- Directed by: Raja Shabir Khan
- Produced by: Raja Shabir Khan
- Release date: 2013;
- Running time: 50 minutes
- Country: India
- Languages: Gojri, Urdu

= Shepherds of Paradise =

2013 documentary film

Shepherds of Paradise is a 2013 documentary film directed and produced by Raja Shabir Khan in Gojri and Urdu. The film won awards for Best Non-Feature Film and Best Cinematography at the 60th National Film Awards in 2013. Focusing on the nomadic lives of Gujjar and Bakerwal shepherds in Jammu and Kashmir, the documentary explores the challenges they encounter during their annual migration from the Jammu plains to the Kashmir valley.

== Synopsis ==
The documentary follows seventy-five-year-old Gafoor, a Bakerwal shepherd in Kashmir, who annually rebuilds his mountain dwelling due to weather damage. Gafoor and his family undertake a challenging journey from Jammu to Kashmir, covering nearly 300 kilometers on foot. The migration is a ritual to graze their herd of 200 animals, including sheep, goats, a cow, and ponies.
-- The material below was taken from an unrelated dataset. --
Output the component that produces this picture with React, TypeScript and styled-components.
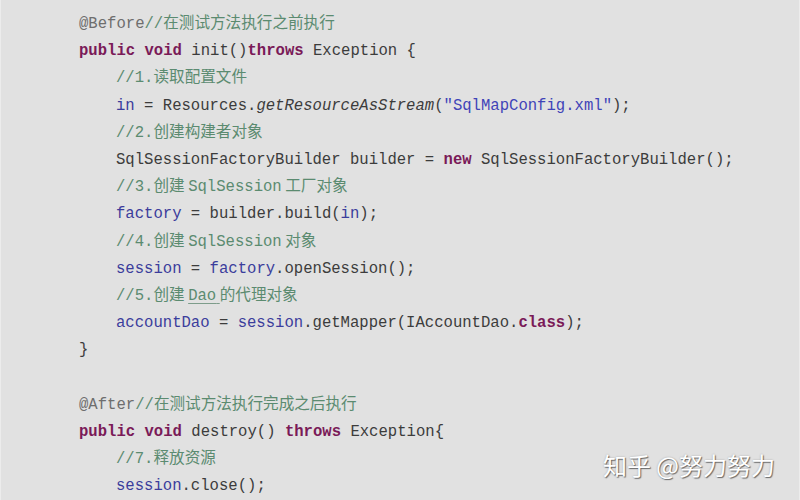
import React from "react";
import styled, { createGlobalStyle } from "styled-components";

const Global = createGlobalStyle`
  html, body { margin: 0; padding: 0; background: #e1e1e1; }
  body { width: 800px; height: 500px; overflow: hidden; }
`;

const Frame = styled.div`
  position: relative;
  width: 800px;
  height: 500px;
  box-sizing: border-box;
  background: #e1e1e1;
  border-left: 1px solid #ececec;
  border-right: 1px solid #ececec;
  padding: 11px 0 0 78px;
  font-family: "Liberation Mono", "Noto Sans CJK SC", monospace;
  font-size: 15.6px;
  color: #3c3c3c;
`;

const Code = styled.div`
  display: flex;
  flex-direction: column;
`;

const Line = styled.div<{ $indent?: boolean }>`
  height: 27.2px;
  line-height: 27.2px;
  white-space: pre;
  padding-left: ${(p) => (p.$indent ? "37px" : "0")};
`;

const Kw = styled.span`
  color: #7a1a58;
  font-weight: bold;
`;

const Comment = styled.span`
  color: #5b8b70;
`;

const Cjk = styled.span`
  font-family: "Noto Sans CJK SC", sans-serif;
  font-size: 15.6px;
  line-height: 1;
`;

const Anno = styled.span`
  color: #6e6e6e;
`;

const Field = styled.span`
  color: #3b3d9c;
`;

const Str = styled.span`
  color: #3f44b8;
`;

const Italic = styled.span`
  font-style: italic;
`;

const Under = styled.span`
  text-decoration: underline;
  text-decoration-color: #7d9c8a;
  text-underline-offset: 3px;
`;

const Watermark = styled.div`
  position: absolute;
  right: 24px;
  bottom: 18px;
  font-family: "Noto Sans CJK SC", sans-serif;
  font-size: 24px;
  color: #ffffff;
  text-shadow: 1px 1px 1px rgba(0, 0, 0, 0.5), 0 0 2px rgba(0, 0, 0, 0.25);
`;

export default function App() {
  return (
    <>
      <Global />
      <Frame>
        <Code>
          <Line>
            <Anno>@Before</Anno>
            <Comment>
              //<Cjk>在测试方法执行之前执行</Cjk>
            </Comment>
          </Line>
          <Line>
            <Kw>public</Kw> <Kw>void</Kw> init()<Kw>throws</Kw> Exception {"{"}
          </Line>
          <Line $indent>
            <Comment>
              //1.<Cjk>读取配置文件</Cjk>
            </Comment>
          </Line>
          <Line $indent>
            <Field>in</Field> = Resources.<Italic>getResourceAsStream</Italic>(
            <Str>"SqlMapConfig.xml"</Str>);
          </Line>
          <Line $indent>
            <Comment>
              //2.<Cjk>创建构建者对象</Cjk>
            </Comment>
          </Line>
          <Line $indent>
            SqlSessionFactoryBuilder builder = <Kw>new</Kw> SqlSessionFactoryBuilder();
          </Line>
          <Line $indent>
            <Comment>
              //3.<Cjk>创建 </Cjk>SqlSession<Cjk> 工厂对象</Cjk>
            </Comment>
          </Line>
          <Line $indent>
            <Field>factory</Field> = builder.build(<Field>in</Field>);
          </Line>
          <Line $indent>
            <Comment>
              //4.<Cjk>创建 </Cjk>SqlSession<Cjk> 对象</Cjk>
            </Comment>
          </Line>
          <Line $indent>
            <Field>session</Field> = <Field>factory</Field>.openSession();
          </Line>
          <Line $indent>
            <Comment>
              //5.<Cjk>创建 </Cjk>
              <Under>
                Dao<Cjk> </Cjk>
              </Under>
              <Cjk>的代理对象</Cjk>
            </Comment>
          </Line>
          <Line $indent>
            <Field>accountDao</Field> = <Field>session</Field>.getMapper(IAccountDao.<Kw>class</Kw>);
          </Line>
          <Line>{"}"}</Line>
          <Line> </Line>
          <Line>
            <Anno>@After</Anno>
            <Comment>
              //<Cjk>在测试方法执行完成之后执行</Cjk>
            </Comment>
          </Line>
          <Line>
            <Kw>public</Kw> <Kw>void</Kw> destroy() <Kw>throws</Kw> Exception{"{"}
          </Line>
          <Line $indent>
            <Comment>
              //7.<Cjk>释放资源</Cjk>
            </Comment>
          </Line>
          <Line $indent>
            <Field>session</Field>.close();
          </Line>
        </Code>
        <Watermark>知乎 @努力努力</Watermark>
      </Frame>
    </>
  );
}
Gafoor bears the responsibility of safely leading the caravan through steep terrains and unpredictable weather, taking 27 days. This year's journey becomes more challenging as one of Gafoor's goats, Timra, breaks its leg. The documentary explores Gafoor's negotiation with these challenges and his determination to navigate the Pir Panchal mountains.

== Screenings ==
In 2013, Shepherds of Paradise was screened at Picturetime's inflatable theatre during the Himalayan Film Festival in Ladakh. It also featured at the 44th International Film Festival of India 2013 in Goa. The documentary was telecasted in Singapore, South Korea, the US, Japan, and showcased at festivals worldwide, including a three-day festival organized by the Assam-government-owned Jyoti Chitraban Film Studio in Guwahati.

== Awards and recognition ==
Shepherds of Paradise won Best Non-Feature Film and Best Cinematography at the 60th National Film Awards. The documentary was commended for portraying the lives of nomadic shepherd Gujjars-Bakerwals in Jammu and Kashmir. It shared the Best Cinematography award with the Marathi film Kaatal.